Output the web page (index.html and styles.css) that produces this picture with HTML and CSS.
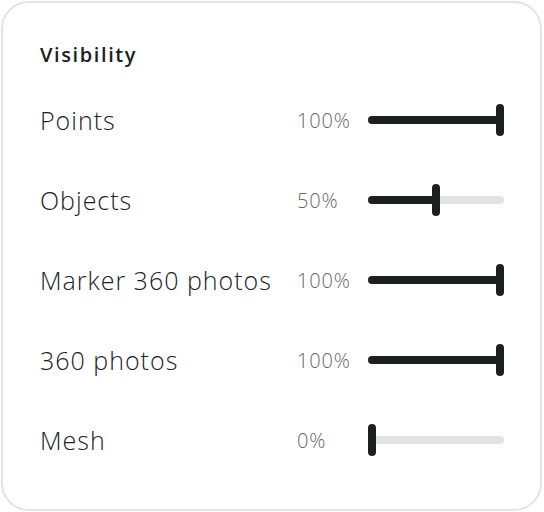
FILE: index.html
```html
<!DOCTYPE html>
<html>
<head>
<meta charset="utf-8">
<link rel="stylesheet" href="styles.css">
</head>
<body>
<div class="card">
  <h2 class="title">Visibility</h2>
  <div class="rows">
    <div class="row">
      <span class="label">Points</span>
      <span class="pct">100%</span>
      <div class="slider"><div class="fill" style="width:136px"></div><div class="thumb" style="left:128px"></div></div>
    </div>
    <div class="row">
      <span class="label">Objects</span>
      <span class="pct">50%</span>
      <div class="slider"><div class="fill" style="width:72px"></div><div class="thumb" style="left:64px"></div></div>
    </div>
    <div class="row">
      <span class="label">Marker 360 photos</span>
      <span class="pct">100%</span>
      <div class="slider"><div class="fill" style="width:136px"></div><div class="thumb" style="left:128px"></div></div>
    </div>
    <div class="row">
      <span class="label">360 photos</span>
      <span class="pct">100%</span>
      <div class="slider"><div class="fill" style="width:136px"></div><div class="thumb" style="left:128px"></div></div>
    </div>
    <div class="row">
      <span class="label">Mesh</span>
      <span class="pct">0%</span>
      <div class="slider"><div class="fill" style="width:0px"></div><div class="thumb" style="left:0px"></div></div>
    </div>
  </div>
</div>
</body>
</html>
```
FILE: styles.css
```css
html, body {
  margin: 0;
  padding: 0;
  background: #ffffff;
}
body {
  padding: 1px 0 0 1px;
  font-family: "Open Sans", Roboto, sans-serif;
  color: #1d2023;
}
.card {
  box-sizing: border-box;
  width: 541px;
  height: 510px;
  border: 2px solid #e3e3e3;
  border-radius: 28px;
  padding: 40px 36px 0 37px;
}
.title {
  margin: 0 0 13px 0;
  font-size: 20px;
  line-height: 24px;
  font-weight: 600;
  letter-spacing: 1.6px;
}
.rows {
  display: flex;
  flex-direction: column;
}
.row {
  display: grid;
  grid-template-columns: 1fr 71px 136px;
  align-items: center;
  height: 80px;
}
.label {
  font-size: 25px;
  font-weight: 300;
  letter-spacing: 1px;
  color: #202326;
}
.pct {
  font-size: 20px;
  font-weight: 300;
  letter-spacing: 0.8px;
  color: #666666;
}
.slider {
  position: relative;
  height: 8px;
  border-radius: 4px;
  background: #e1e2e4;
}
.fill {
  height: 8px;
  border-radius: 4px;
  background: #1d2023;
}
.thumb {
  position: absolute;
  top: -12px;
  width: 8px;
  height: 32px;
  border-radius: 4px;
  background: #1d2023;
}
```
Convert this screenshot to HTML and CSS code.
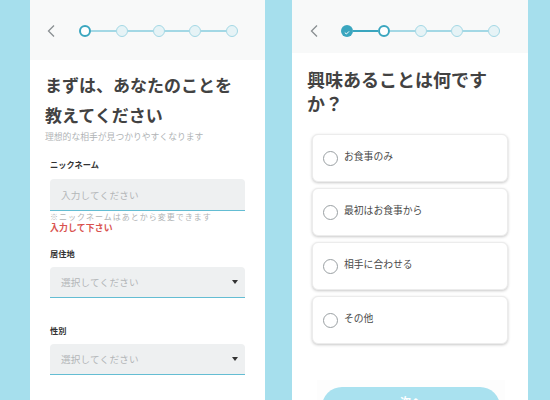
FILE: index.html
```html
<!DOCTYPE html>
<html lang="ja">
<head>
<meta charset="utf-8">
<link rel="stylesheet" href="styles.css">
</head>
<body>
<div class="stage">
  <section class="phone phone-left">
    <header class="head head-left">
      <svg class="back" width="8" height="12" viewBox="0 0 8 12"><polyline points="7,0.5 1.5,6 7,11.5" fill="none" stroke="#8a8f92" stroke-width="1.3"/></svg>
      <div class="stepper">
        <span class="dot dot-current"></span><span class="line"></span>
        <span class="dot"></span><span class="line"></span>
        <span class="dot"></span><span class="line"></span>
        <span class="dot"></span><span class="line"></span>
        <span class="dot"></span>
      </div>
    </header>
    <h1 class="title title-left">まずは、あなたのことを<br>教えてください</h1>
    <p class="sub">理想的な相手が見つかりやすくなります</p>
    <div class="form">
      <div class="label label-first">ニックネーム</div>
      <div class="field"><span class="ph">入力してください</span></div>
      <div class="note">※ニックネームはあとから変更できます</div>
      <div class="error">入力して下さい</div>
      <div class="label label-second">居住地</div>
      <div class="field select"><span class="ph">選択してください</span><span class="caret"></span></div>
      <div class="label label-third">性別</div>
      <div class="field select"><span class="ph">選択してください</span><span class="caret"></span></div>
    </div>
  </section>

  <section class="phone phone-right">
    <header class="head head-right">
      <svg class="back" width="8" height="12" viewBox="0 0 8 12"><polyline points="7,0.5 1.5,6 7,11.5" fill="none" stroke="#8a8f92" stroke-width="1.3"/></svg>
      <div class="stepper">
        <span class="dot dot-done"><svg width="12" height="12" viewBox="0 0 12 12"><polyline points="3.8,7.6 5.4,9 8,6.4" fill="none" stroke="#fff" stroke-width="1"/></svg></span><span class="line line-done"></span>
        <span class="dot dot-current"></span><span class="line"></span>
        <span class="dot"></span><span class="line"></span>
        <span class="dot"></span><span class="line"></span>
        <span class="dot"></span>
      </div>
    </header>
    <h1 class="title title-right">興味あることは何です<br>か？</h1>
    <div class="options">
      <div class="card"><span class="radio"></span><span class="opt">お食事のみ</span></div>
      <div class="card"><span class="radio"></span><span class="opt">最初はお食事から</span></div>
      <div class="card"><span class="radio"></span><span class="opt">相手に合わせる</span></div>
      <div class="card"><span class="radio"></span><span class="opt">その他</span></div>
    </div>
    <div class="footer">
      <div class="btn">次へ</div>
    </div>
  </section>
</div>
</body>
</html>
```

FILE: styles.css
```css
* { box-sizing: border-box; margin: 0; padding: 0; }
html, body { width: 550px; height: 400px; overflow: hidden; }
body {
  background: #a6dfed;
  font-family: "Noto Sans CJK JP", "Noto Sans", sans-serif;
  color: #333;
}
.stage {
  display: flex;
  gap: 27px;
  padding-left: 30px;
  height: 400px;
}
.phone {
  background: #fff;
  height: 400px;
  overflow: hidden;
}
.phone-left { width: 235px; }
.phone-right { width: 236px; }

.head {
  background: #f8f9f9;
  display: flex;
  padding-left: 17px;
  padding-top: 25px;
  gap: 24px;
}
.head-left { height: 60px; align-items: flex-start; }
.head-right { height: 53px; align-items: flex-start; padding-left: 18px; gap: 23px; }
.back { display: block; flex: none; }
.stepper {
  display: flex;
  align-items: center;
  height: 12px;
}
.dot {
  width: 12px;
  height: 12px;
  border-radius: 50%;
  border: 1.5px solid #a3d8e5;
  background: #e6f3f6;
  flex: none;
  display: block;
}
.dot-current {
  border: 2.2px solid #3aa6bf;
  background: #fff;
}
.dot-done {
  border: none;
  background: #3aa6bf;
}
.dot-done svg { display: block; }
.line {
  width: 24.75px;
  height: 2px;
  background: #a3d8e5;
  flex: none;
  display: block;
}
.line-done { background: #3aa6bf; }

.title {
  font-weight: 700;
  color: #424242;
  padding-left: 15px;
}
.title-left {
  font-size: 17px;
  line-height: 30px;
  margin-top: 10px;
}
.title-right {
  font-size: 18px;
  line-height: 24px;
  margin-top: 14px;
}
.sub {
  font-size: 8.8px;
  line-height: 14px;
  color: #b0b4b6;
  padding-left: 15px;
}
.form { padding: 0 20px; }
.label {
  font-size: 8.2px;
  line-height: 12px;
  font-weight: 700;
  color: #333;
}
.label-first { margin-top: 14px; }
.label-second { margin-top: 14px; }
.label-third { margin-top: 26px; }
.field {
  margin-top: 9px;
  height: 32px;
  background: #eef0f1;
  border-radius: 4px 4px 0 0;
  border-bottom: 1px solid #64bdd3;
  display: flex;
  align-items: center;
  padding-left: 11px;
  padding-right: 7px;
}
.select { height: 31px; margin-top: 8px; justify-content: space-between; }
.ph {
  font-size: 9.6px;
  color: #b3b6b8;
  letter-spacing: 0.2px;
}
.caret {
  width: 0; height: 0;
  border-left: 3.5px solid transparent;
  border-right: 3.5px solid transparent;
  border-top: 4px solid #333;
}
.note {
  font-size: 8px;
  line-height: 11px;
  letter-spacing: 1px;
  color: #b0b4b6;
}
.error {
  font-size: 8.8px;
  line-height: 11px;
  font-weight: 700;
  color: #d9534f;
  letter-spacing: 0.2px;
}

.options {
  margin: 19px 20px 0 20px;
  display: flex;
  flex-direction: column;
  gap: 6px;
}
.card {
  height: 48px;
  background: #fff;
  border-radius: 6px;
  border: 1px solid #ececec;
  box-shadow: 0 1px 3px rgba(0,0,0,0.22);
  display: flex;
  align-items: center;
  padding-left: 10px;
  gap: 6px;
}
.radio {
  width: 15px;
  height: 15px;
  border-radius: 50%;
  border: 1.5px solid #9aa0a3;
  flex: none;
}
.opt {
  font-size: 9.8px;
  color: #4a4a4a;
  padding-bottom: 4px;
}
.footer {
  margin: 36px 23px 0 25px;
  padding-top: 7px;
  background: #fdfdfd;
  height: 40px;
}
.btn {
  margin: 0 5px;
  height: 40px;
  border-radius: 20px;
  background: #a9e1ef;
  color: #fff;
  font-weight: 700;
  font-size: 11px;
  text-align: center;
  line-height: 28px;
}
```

* * *

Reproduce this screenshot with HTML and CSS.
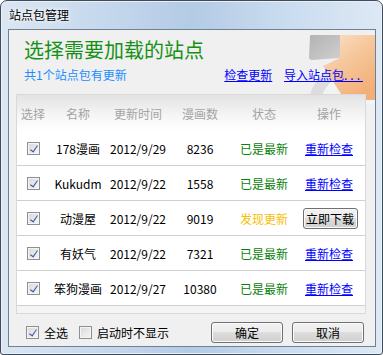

**Aim of the task**
Copy each line from the data above that includes "this".

**Task answer**
Output the web page (index.html and styles.css) that produces this picture with HTML and CSS.
Convert this screenshot to HTML and CSS code.
Reproduce this screenshot with HTML and CSS.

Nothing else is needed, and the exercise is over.